The AI should just be given some of its unique units for free when it unlocks the technology. I’m always sad when I spawn next to Harold and I don’t get raided by a carpet of long boats and then attacked by hordes of vikings.
 
The AI should just be given some of its unique units for free when it unlocks the technology. I’m always sad when I spawn next to Harold and I don’t get raided by a carpet of long boats and then attacked by hordes of vikings.
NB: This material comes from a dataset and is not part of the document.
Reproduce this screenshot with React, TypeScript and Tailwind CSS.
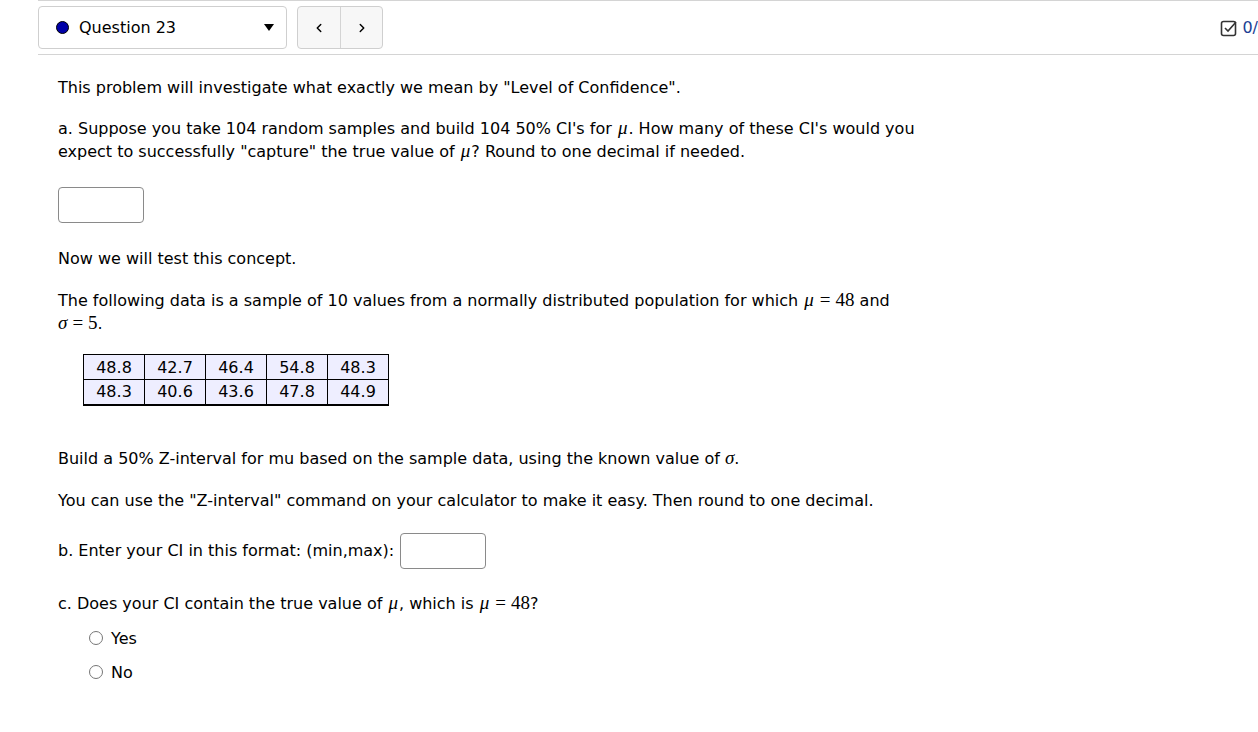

How about spawning next to Sumeria or Aztec then?
 
Well, the advantage though is if you don't want a scout, you can save it to build later when you're pushing for a golden age. You don't have to build it first.
Oh good point. For whatever reason I thought it was limited to the era it becomes available
 
This is my first thought playing cree. The unique scout’s extra strength is not enough for them to go head to head with barb spearman or warrior, so you are pretty much just using it the same way as regular scout, merely exploring;

I played the civ mod The Thule so I had a little practice with the "Scout rush" strategy (pretty much your standard Civ V strat.).

The Cree's UU is best used to take out other scouts so your barbs don't get woke.
You can't really use them in battle until they've got to level 3 Ambush (+20 combat). Survey (policy) helps.

Until then, use them to scout out your neighbours (and theirs for joint wars), goody huts, path finding for traders/roads, squat (places to settle) and if you're lucky, capture unescorted settlers.